One of the accused, Marco Mille, head of Luxembourg’s SREL intelligence service at the time, claims Juncker gave the go-ahead for the wiretaps.

The former prime minister Juncker was flanked by bodyguards as he arrived at the court building to deliver his much-anticipated testimony.

“I think that I would have remembered authorising a wire tap,” he said on oath.

Juncker, 65, had already denied having given his approval to these wiretaps during a 2013 hearing before a parliamentary commission of inquiry on the actions of the Intelligence service.

However that commission concluded that Juncker had political responsibility in the case.

Abandoned by his socialist allies, Juncker resigned in October 2013. He had been in power for 18 years and was at the time Europe’s longest-serving leader.

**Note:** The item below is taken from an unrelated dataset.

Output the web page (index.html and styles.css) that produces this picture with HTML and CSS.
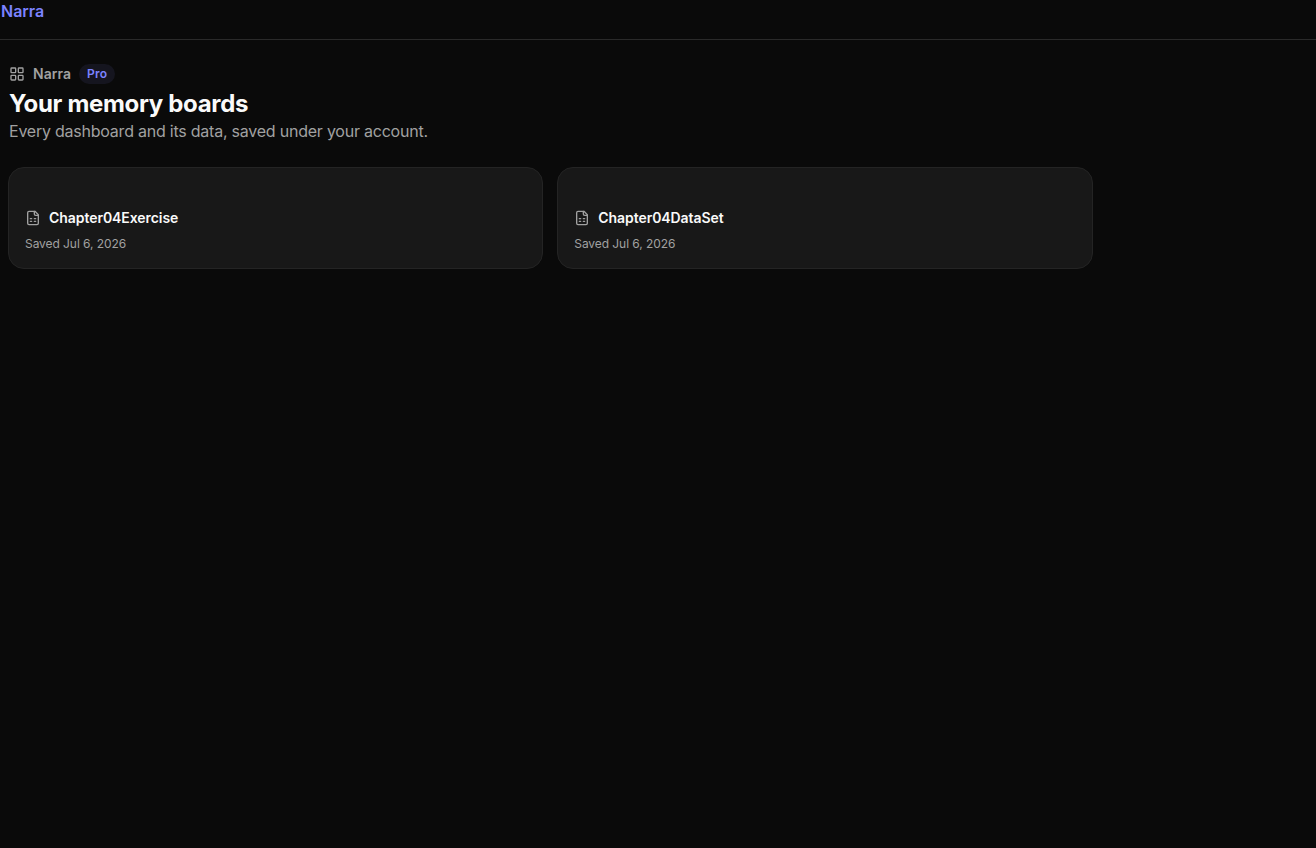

His CSV party found itself in opposition after a general election and Juncker was subsequently appointed president of the European Commission, the EU’s executive arm.

That mandate ended in December, allowing him to appear as a witness in the current case.

Mille and two other former SREL agents stand accused of participating in illegal eavesdropping in 2007 and the misappropriation of an encrypted CD containing the recording of a conversation between Luxembourg’s Grand Duke Henri and Juncker on a series of attacks which left five injured in the 1980s in the Grand Duchy.

The Luxembourg judges must now decide whether the three suspects broke the law on the protection of private information and whether they were authorised to do so by a competent authority, in this case Juncker.

Pol Urbany, a lawyer for the accused, said on Tuesday that the original parliamentary enquiry commission had established Juncker’s responsibility in the case and asked why the former PM was only being called as a witness rather than a suspect.

In 2014 Juncker, who is also the former head of the eurogroup of finance ministers, had his public profile tarnished by the “LuxLeaks” scandal which revealed that Luxembourg offered top multinationals huge tax breaks while he was prime minister.